> **Problem to solve**:
How many lines of the data hold the word "with"? State the number and nothing else.

> **Data extract**:

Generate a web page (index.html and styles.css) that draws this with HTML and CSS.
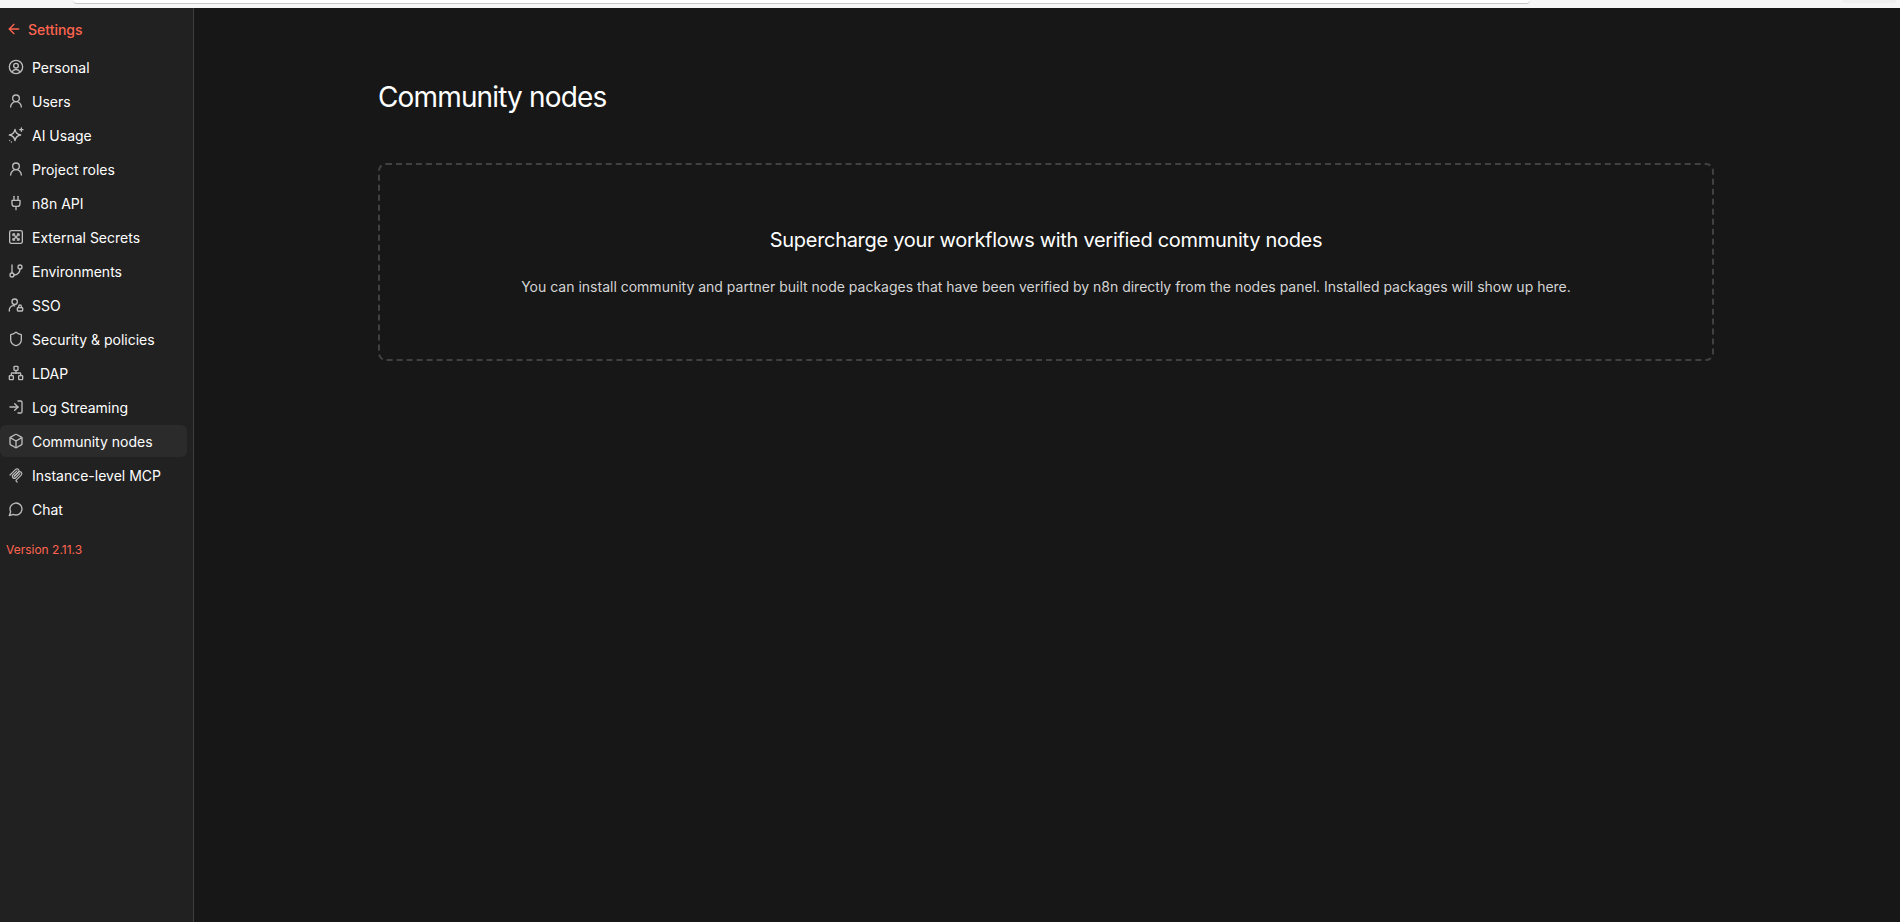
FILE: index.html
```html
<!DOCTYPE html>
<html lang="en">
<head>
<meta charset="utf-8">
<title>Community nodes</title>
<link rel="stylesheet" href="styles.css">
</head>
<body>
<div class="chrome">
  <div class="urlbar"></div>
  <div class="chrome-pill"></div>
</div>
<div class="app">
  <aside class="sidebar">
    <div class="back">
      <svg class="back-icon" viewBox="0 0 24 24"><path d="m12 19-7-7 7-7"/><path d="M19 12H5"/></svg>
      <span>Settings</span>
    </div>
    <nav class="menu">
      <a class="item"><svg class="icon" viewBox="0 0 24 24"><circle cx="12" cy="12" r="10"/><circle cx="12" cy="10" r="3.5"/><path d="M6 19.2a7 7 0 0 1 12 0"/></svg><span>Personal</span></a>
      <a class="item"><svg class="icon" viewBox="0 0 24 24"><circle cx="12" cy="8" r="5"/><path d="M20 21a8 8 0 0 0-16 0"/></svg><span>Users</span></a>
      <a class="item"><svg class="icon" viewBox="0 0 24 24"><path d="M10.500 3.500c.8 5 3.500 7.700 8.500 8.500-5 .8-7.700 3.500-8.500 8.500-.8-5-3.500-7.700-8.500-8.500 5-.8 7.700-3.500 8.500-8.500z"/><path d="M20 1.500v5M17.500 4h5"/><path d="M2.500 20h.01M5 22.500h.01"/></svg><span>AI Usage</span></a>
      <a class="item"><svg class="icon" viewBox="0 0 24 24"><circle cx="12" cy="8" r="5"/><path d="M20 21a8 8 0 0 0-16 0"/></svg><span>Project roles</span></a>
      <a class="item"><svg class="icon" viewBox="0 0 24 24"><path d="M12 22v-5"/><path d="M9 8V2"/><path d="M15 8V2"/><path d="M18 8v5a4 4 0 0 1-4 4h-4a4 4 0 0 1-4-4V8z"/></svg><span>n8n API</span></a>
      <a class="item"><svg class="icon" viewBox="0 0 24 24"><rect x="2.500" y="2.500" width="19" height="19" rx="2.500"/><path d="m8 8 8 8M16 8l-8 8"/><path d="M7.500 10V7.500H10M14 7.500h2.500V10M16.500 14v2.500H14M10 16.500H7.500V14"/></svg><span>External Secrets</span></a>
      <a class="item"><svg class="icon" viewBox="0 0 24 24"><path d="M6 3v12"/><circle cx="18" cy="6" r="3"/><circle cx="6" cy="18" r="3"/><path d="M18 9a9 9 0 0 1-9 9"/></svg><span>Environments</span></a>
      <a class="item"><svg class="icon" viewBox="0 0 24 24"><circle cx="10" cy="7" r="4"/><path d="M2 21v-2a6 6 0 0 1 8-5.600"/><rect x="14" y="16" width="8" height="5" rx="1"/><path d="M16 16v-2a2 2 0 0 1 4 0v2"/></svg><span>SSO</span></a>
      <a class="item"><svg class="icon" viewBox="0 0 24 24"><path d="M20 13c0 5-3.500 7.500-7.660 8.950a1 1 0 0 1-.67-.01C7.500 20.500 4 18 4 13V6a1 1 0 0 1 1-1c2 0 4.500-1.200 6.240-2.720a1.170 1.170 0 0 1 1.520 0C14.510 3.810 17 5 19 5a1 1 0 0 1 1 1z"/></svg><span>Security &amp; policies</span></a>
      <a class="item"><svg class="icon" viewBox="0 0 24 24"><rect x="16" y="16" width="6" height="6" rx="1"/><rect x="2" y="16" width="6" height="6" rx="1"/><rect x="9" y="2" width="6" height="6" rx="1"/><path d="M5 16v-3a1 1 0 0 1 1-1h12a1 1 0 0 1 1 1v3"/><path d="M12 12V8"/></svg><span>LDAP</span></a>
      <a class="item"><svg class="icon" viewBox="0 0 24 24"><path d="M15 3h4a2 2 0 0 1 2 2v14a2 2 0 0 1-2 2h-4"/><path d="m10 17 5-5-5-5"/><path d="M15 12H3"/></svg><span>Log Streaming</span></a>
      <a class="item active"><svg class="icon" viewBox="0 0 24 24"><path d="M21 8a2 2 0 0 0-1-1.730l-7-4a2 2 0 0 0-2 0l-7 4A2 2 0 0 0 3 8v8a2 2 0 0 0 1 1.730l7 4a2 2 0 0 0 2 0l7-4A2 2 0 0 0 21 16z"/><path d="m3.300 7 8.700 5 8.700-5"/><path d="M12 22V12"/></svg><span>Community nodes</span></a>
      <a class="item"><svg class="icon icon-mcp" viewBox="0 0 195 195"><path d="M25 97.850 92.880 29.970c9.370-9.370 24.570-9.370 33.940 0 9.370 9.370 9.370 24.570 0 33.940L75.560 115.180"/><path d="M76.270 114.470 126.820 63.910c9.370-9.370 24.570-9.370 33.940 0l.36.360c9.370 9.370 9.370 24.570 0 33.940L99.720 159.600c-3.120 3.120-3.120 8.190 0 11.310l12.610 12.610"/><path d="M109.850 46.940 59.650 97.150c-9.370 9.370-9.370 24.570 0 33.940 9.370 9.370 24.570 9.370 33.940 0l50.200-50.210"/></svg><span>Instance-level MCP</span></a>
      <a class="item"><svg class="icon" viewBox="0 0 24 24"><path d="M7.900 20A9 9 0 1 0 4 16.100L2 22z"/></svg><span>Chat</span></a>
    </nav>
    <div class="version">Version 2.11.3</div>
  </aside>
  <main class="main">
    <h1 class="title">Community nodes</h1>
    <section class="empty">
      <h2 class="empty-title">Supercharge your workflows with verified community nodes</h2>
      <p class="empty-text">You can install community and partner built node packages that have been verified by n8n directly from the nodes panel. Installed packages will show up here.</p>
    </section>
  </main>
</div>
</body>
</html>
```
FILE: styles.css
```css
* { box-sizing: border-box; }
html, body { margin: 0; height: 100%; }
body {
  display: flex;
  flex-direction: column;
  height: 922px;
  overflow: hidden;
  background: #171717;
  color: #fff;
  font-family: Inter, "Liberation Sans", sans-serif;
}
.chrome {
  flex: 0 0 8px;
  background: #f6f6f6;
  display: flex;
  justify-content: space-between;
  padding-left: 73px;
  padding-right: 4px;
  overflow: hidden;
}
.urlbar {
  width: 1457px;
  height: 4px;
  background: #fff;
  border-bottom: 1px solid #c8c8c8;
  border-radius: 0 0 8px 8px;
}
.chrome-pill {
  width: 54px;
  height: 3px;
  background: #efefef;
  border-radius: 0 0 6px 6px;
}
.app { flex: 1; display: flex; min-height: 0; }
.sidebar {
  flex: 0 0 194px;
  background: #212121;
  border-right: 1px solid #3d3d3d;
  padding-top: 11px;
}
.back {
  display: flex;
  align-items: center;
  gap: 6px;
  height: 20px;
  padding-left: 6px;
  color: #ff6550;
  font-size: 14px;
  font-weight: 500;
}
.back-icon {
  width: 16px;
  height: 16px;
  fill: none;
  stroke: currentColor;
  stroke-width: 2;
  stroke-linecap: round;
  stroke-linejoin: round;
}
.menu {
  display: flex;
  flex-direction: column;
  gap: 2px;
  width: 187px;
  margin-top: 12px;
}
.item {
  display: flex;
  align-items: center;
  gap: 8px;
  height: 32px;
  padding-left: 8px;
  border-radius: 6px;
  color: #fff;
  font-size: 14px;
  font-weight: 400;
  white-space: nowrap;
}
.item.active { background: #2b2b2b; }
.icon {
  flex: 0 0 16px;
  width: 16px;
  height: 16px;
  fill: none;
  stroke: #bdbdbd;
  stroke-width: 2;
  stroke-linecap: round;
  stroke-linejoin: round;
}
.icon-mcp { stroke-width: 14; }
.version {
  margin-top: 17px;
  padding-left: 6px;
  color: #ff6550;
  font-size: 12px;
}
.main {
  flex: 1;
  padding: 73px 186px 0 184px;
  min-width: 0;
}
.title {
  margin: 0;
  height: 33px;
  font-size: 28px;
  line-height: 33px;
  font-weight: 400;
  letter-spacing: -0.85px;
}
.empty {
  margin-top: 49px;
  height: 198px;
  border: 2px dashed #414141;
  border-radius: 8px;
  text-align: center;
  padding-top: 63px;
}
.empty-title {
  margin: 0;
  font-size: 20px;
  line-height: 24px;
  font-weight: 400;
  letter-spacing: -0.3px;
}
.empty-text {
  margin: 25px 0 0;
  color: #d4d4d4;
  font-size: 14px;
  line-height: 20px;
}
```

> **Written response**:
2